“This isn’t about legacy-building; it’s about getting ready for prime time.”
James Gorman, Chair & CEO Morgan Stanley
The news that Morgan Stanley has acquired American online stockbroker E*Trade for $13 billion rather eclipses the news (included in our newsletter on 17th February) of Share plc/The Share Centre combining with Interactive Investor. Mind you, the size of E*Trade, with its 5 million personal investor customers and assets under administration of $360 billion, is somewhat larger than The Share Centre’s 300,000 customers and £6 billion assets under administration.
There is no doubt that retail investment businesses offer strong potential for growth in the years ahead, and large corporates and private equity firms see those opportunities across the free world. However if they’re wise, their control tenure in this space will be short-lived, since retail investment businesses thrive best when they’re owned by their own customers.
So in this commentary we take a look at how private equity provides businesses with the opportunity to re-organise for the future, and why releasing their investments in a timely fashion is a key part of generating financial returns.

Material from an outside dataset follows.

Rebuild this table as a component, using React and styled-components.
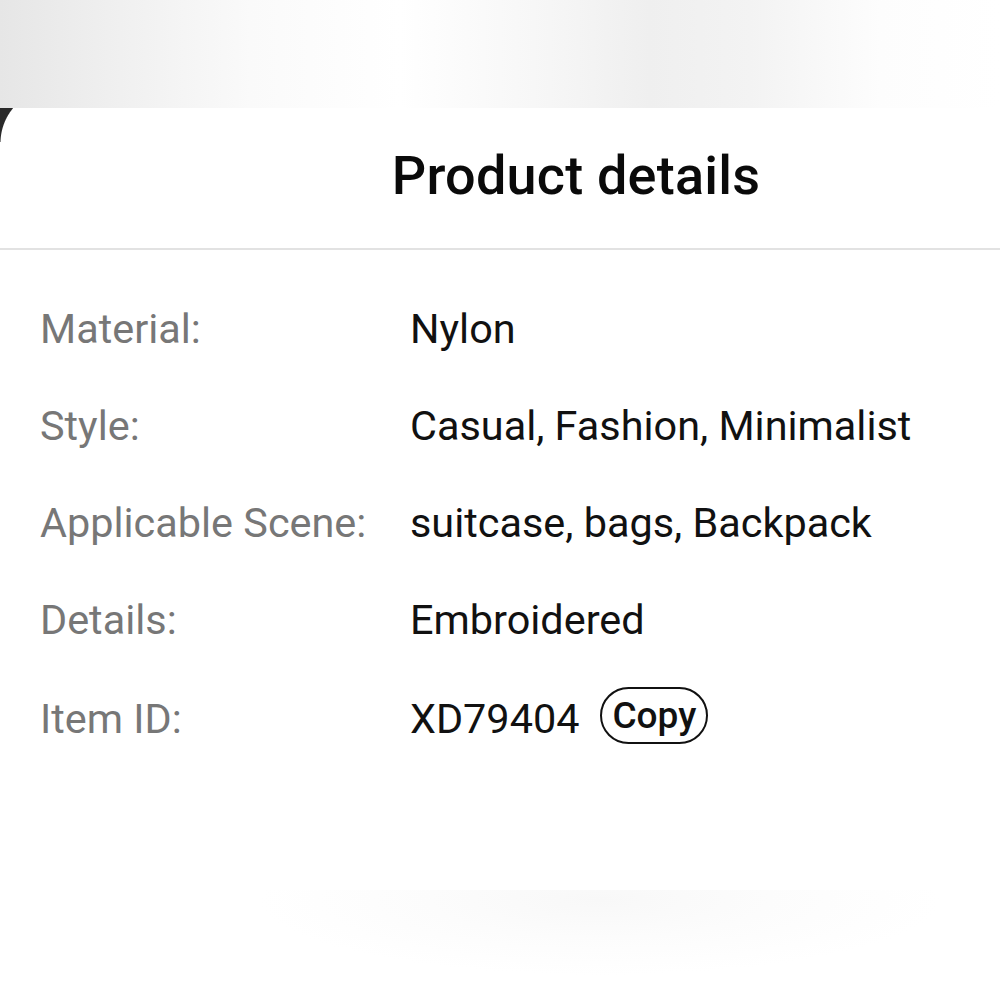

I was, for 18 years, a member of the Church Commissioners’ Assets Committee, responsible for watching over the Church of England’s store of investments which generate 15–20% of its income. It is one of the most professional and responsible investment teams in the world and, for me as a retail investment specialist, it provided an amazing insight into the world of institutional investment.
One of its core investment sectors is private equity, responsible for generating highly impressive returns for the Church’s mission and ministry.
Listeners will know that one of my continual ‘beefs’ is that personal investors can’t usually get a look in with private equity, because it is those huge institutional investors - like the Church Commissioners - who fuel the funds which finance their activities. Normally private equity firms prefer to avoid the glare of publicity and the public spotlight that sometimes comes with embracing personal investors.
So, wearing my Share plc Chairman’s hat for a moment, it was not a surprise to receive a lot of questions last week about private equity, because the transaction we announced last Monday provides one of those rare opportunities for personal investors to become shareowners in a major private equity investment.
I cannot, of course, comment on this specific case, and particularly not offer any kind of expectation as to how things may turn out for those personal private equity investors. But it is worth in this commentary taking a general look at the way private equity works.
There are many different business models for private equity firms, but the overall aim is to raise money in a fund to finance acquisitions and organisational change in order to carry out those actions as efficiently and as swiftly as possible; then to exit the business(es), providing a really good ‘internal rate of return’ for the investors who funded it.
For those interested to do a bit of in-depth reading, there’s a very good guide produced by the British Venture Capital Association.
Although it is very rare for personal investors to be welcomed into the initial fundraising, the more enlightened private equity firms accept that personal shareowners and shareholding employees of companies undergoing organisational change should be welcomed to join in the downstream benefits that often come when a private equity firm exits.
As the diagram above indicates, this could involve holding the business’s shares for a number of years: it all depends at what part of the cycle they’ve ‘joined the party’. And, during that period, their holding will be illiquid - it cannot be traded in the open market, although sometimes a ‘bulletin board’ trading facility is put in place. But, of course, such personal shareowners prepare for that illiquid period ‘eyes open wide’ – it’s not like the Woodford debacle, when a liquid open-ended fund was found to have far too many private investments (see our commentary on 10 June 2019).
However, driven by the desire to deliver the best ‘internal rate of return’, the exit will come as soon as the private equity firm determines that the time is right. It may be by an IPO flotation on the stockmarket, or it may be as a trade sale - it depends on things like the multiplier of earnings to market value found in comparable businesses listed on the stock market, or on the premium which a tech giant might bid for a really ground-breaking piece of technology.
I would like to see as many exited businesses as possible going into the public stockmarket, so that more people can enjoy straightforward investing: sharing in the benefits of economic growth - hence our recent proposals to the new Chancellor, Rishi Sunak, for a new Task Group designed to boost democratic capitalism.
But the central point is that private equity does play an important role in facilitating organisational change, and that it is a central factor in enterprises managing to keep abreast of our fast-moving business environment.